Count the lines in the entries below that include the word "this". Give nothing but the number.
--- START OF MATERIAL FOR THE TASK ---
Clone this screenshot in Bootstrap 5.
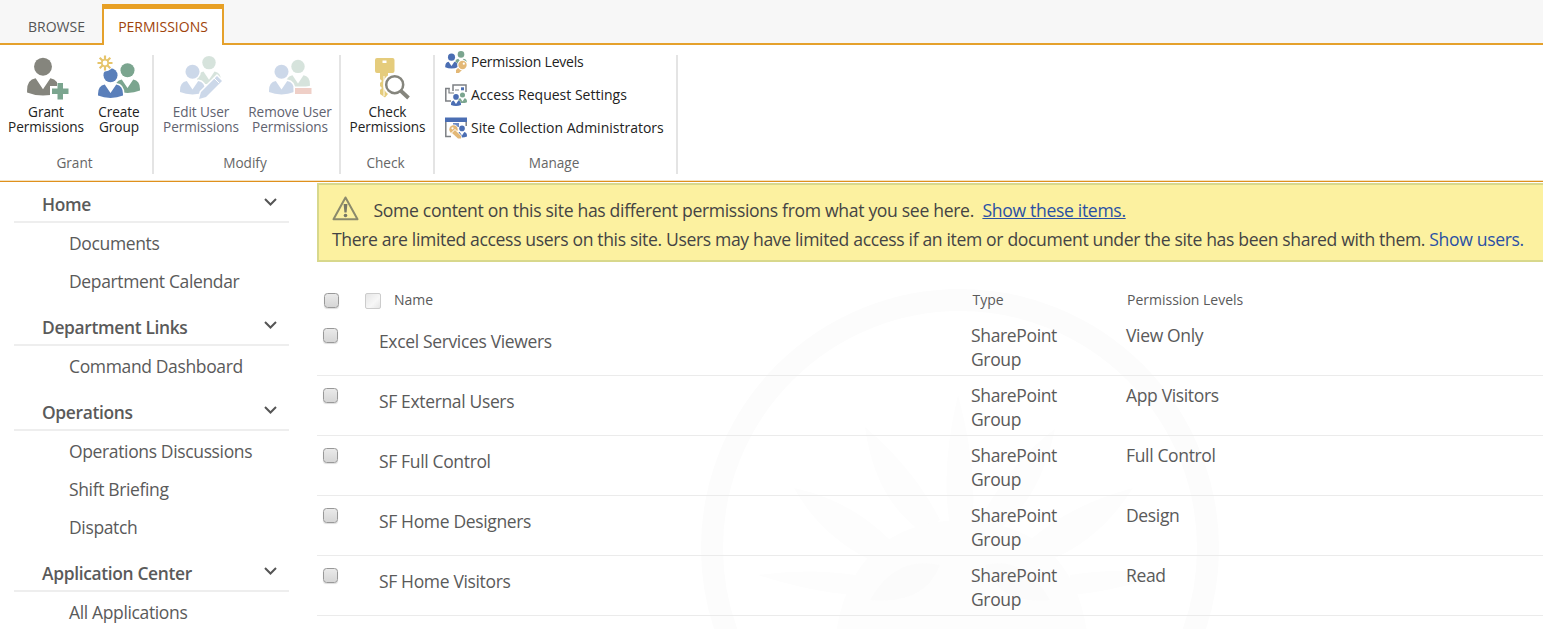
--- END OF MATERIAL FOR THE TASK ---
--- START OF MATERIAL FOR THE TASK ---
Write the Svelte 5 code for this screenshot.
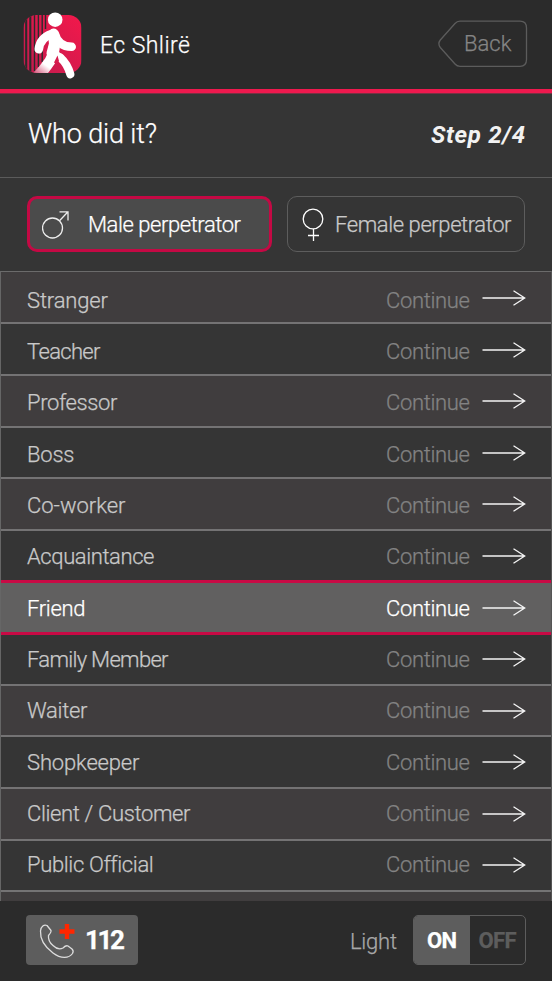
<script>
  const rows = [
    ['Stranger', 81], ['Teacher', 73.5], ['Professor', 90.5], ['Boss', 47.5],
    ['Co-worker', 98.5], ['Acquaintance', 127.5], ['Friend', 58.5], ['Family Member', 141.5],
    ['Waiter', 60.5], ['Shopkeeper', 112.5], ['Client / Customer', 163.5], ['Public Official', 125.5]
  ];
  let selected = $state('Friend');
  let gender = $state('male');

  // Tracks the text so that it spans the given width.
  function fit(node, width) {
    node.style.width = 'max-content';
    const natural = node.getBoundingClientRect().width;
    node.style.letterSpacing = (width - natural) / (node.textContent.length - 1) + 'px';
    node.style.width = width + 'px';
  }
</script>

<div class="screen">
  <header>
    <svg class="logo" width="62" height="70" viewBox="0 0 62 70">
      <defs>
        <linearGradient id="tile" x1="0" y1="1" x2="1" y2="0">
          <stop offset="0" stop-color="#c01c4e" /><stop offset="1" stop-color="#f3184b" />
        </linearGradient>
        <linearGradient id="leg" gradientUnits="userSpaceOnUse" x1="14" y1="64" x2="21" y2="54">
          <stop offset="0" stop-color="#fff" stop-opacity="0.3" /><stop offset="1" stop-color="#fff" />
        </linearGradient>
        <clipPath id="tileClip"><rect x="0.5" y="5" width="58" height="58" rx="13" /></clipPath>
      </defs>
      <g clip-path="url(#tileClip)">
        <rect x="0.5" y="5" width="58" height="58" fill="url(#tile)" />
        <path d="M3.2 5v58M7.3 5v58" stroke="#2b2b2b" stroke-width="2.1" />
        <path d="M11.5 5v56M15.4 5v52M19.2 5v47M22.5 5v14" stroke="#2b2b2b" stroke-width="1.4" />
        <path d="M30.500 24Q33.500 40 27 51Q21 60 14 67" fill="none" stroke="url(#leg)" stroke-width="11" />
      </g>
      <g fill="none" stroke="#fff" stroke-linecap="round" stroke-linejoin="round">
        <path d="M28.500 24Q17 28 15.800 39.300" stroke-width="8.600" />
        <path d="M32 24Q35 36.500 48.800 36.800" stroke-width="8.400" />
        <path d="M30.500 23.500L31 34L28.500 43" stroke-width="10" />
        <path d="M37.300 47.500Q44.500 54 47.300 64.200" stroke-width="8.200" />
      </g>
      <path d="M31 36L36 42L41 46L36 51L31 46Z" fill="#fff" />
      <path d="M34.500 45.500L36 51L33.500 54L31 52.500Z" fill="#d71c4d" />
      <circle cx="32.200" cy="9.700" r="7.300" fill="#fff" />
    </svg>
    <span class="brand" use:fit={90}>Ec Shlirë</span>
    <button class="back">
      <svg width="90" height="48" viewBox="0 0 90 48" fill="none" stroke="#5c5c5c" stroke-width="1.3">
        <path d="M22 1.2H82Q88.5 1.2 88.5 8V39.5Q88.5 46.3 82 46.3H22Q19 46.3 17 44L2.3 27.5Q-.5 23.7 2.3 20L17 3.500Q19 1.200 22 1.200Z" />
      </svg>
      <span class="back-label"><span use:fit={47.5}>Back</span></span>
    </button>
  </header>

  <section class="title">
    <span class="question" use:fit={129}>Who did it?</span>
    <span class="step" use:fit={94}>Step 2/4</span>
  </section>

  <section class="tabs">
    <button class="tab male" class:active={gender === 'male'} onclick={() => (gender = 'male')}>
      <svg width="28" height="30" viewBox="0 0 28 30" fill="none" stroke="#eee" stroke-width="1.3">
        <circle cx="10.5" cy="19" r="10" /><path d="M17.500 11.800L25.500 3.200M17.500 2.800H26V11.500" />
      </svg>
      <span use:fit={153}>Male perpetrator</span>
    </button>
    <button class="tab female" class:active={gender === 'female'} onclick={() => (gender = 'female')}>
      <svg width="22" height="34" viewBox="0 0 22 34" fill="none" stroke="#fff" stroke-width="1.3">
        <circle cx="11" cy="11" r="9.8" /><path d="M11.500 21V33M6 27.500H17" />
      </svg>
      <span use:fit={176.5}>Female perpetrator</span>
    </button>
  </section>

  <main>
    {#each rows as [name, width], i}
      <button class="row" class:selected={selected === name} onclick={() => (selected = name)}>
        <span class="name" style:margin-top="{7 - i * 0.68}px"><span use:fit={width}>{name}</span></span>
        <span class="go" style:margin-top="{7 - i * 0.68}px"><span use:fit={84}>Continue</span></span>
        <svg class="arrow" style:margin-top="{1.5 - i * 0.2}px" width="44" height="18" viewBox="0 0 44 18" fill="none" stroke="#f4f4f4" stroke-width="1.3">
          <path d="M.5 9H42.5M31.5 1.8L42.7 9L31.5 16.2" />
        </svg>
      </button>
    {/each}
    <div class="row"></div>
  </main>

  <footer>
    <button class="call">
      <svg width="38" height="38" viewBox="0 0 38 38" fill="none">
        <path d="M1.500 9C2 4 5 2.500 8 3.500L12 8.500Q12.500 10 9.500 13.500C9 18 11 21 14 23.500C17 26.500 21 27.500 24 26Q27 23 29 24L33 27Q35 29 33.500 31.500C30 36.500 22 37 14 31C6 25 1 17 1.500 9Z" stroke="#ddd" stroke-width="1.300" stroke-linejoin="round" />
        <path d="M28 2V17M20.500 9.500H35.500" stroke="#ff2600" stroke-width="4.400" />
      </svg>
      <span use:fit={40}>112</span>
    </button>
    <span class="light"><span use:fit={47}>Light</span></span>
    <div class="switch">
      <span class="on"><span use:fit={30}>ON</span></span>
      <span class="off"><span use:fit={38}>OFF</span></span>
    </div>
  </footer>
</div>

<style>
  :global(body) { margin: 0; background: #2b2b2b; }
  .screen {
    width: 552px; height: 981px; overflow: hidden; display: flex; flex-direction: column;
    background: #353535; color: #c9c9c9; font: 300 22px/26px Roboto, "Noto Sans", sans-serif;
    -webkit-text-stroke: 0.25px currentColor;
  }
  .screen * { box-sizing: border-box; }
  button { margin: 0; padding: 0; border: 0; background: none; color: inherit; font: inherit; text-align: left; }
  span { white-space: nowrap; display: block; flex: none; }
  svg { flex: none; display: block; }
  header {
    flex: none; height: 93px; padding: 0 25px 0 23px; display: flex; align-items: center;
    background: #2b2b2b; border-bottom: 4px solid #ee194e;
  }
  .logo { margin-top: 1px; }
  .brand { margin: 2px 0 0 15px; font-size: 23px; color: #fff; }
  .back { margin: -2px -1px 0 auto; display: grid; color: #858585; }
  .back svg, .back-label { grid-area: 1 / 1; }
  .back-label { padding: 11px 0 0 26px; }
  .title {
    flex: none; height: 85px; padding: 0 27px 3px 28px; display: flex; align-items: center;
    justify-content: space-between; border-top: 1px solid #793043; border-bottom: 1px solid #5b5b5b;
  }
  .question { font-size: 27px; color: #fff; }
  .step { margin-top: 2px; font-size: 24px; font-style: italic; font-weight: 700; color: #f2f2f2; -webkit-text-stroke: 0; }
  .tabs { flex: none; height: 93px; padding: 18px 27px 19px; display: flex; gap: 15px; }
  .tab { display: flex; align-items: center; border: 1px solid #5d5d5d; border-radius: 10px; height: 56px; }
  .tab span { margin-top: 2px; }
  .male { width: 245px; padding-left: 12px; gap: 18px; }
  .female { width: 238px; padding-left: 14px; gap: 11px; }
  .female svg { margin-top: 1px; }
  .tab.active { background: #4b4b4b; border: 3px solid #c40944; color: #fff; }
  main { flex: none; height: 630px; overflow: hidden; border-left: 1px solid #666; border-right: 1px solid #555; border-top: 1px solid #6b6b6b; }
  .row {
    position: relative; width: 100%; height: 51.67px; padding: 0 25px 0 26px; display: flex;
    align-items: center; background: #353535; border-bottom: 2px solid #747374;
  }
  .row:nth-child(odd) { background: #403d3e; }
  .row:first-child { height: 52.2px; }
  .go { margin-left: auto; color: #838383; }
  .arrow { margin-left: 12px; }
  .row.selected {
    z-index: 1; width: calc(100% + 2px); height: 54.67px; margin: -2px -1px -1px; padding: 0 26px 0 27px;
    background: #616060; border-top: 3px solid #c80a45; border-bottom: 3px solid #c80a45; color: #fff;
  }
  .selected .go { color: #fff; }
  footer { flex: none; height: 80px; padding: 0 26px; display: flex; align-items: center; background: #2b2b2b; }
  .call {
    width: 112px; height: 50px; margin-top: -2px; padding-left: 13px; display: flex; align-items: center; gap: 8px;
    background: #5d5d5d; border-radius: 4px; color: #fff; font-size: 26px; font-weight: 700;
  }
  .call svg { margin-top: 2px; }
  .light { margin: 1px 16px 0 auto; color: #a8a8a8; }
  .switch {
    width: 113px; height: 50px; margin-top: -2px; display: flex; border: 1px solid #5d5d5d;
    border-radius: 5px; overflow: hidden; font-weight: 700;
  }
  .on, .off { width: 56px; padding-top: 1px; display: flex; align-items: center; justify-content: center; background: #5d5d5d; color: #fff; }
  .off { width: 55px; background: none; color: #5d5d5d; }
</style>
--- END OF MATERIAL FOR THE TASK ---
# [WRITTEN RESPONSE]
2